Tell us a bit about your press.

Vocamus Press began after I began investigating self-publishing options, because I wanted to make a book I’d written for my kids into Christmas gifts. Soon other people were asking me to help them with similar projects, and then I started actually publishing things, always focussing on local titles. Eventually it also spawned a non-profit organization called Vocamus Writers Community, which promotes Guelph and area book culture.

What about small press publishing is particularly exciting to you right now?

What I like about small press publishing is the freedom that it allows. There’s something really satisfying about working with local people to write, edit, design, and then physically make books, and to do all that pretty well any way you want. You have so much opportunity to play with format and style and content and even paper and binding. You can print things as broadsheets or postcards or whatever. There’s obviously not as much space for that creativity in commercial publishing.

How does your press work to engage with your immediate literary community?

Vocamus Press is all about the local community. We only publish authors from the area. We only hold events in the area. We only really sell in the area. And through Vocamus Writers Community, we have all kinds of programs and events designed to encourage local literary community. It’s the central mission for everything we do.

Tell us about three of your publications. What makes them special, needed, and/or unique?

As part of our local focus, we’ve published several books that are important to the Guelph area that might not otherwise find a market. For example, we published Guelph Mercury Rising, a collection of short prose by former employees of the now defunct Guelph Mercury newspaper, launched on what would have been its 150th anniversary. We also published The Cromaboo Mail Carrier by local writer Mary Leslie, probably the first novel written by a woman who was born in Canada, never before published under her own name. We also publish Rhapsody, an annual anthology of Guelph area poetry, as a way to promote local poets.

How have the current multiple global crises impacted your work with the press?

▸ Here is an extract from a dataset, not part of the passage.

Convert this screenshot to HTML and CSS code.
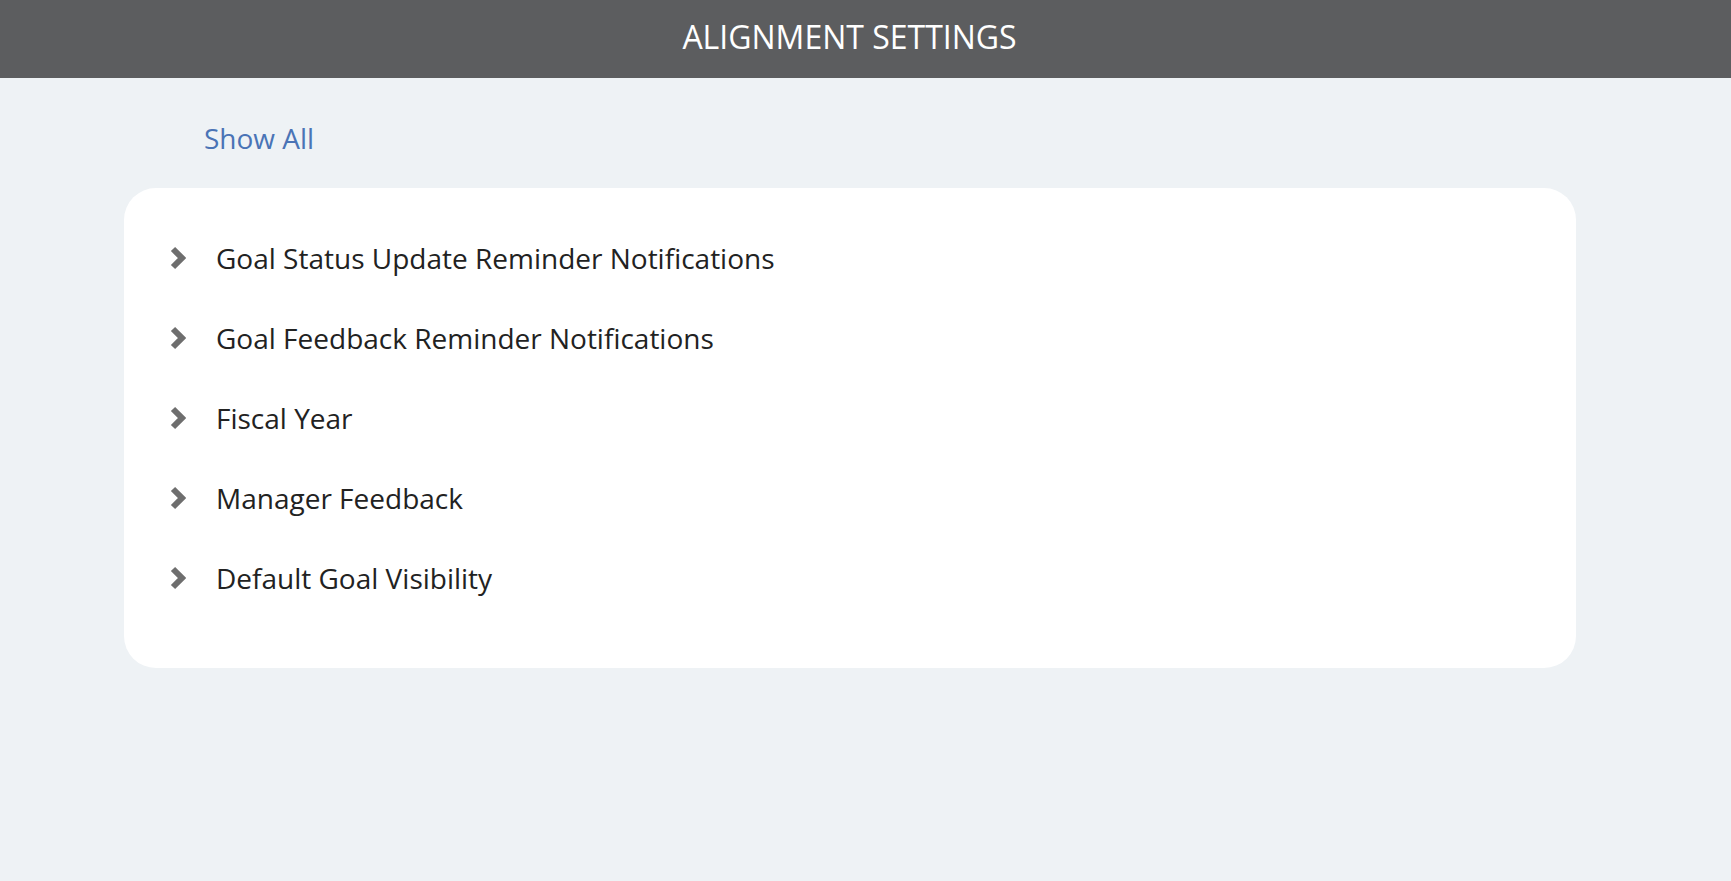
FILE: index.html
```html
<!DOCTYPE html>
<html lang="en">
<head>
    <meta charset="UTF-8">
    <meta name="viewport" content="width=device-width, initial-scale=1.0">
    <title>Alignment Settings</title>
    <link rel="stylesheet" href="styles.css">
</head>
<body>
    <header class="topbar">
        <h1 class="topbar-title">ALIGNMENT SETTINGS</h1>
    </header>

    <main class="content">
        <a class="show-all" href="#">Show All</a>

        <div class="settings-card">
            <div class="setting-row">
                <svg class="chevron" viewBox="0 0 16 24"><path d="M3 3 L12 12 L3 21" /></svg>
                <span class="setting-label">Goal Status Update Reminder Notifications</span>
            </div>
            <div class="setting-row">
                <svg class="chevron" viewBox="0 0 16 24"><path d="M3 3 L12 12 L3 21" /></svg>
                <span class="setting-label">Goal Feedback Reminder Notifications</span>
            </div>
            <div class="setting-row">
                <svg class="chevron" viewBox="0 0 16 24"><path d="M3 3 L12 12 L3 21" /></svg>
                <span class="setting-label">Fiscal Year</span>
            </div>
            <div class="setting-row">
                <svg class="chevron" viewBox="0 0 16 24"><path d="M3 3 L12 12 L3 21" /></svg>
                <span class="setting-label">Manager Feedback</span>
            </div>
            <div class="setting-row">
                <svg class="chevron" viewBox="0 0 16 24"><path d="M3 3 L12 12 L3 21" /></svg>
                <span class="setting-label">Default Goal Visibility</span>
            </div>
        </div>
    </main>
</body>
</html>
```

FILE: styles.css
```css
* {
    margin: 0;
    padding: 0;
    box-sizing: border-box;
}

body {
    font-family: 'Open Sans', 'Liberation Sans', sans-serif;
    background: #eef2f5;
    color: #222;
    min-height: 100vh;
}

.topbar {
    height: 78px;
    background: #5c5d5f;
    display: flex;
    align-items: center;
    justify-content: center;
    padding-right: 32px;
}

.topbar-title {
    color: #fff;
    font-size: 32px;
    font-weight: 400;
    padding-bottom: 6px;
}

.content {
    padding: 0 155px 0 124px;
}

.show-all {
    display: inline-block;
    margin: 40px 0 0 80px;
    color: #4a74b6;
    font-size: 28px;
    text-decoration: none;
    line-height: 40px;
}

.settings-card {
    margin-top: 30px;
    background: #fff;
    border-radius: 32px;
    padding: 30px 0 50px 46px;
}

.setting-row {
    display: flex;
    align-items: center;
    height: 80px;
}

.chevron {
    width: 16px;
    height: 24px;
    margin-right: 30px;
    fill: none;
    stroke: #6e6e6e;
    stroke-width: 6;
    stroke-linecap: butt;
    stroke-linejoin: miter;
}

.setting-label {
    font-size: 28px;
    color: #222;
}
```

Being so focused on local events and community engagement, the quarantine measures have been particularly difficult for us. Almost all of our regular non-profit activities have stopped, and we haven’t been able to have a proper launch for our spring 2020 chapbook titles. Some things are starting to find alternative ways to exist, it hasn’t been an easy tike for us.


Citrus and Shadow cover

Citrus and Shadow
Jeffrey Reid Pettis
2019

Citrus and Shadow is a chapbook of lyric poetry, thoughtful and measured, deft and curious. It is a poetry that explores the world, not by dissecting it or pulling it to pieces, but by holding it closely and paying it full attention. Its challenge to the reader is that we also come to hold the world more closely, that we also pay it our full attention, so that we also can come to know it better.


Fish What You Lure cover

Fish What You Lure
Morvern McNie
2020

Fish What You Lure is a chapbook of poetry and photography that subtly explores various relationships – between lovers, between mothers and daughters, between people and nature – all while posing questions about the writing of poetry itself, the craft and the role of the poet. The photographs play with pareidolia, capturing recognizable images in the randomness of nature and the poems often seem to have this element also, focusing in on meaningful images in what sometimes seems to be the randomness of life.


The Old Garage cover

The Old Garage
Carolyn Davey
2020

The Old Garage is a chapbook length work of creative nonfiction that explores the role that traditional community hubs like car garages, soda counters, and churches had on small town life. It's a quiet study of the kinds of people who operated those community spaces, subtly changing the lives of those who lived around them.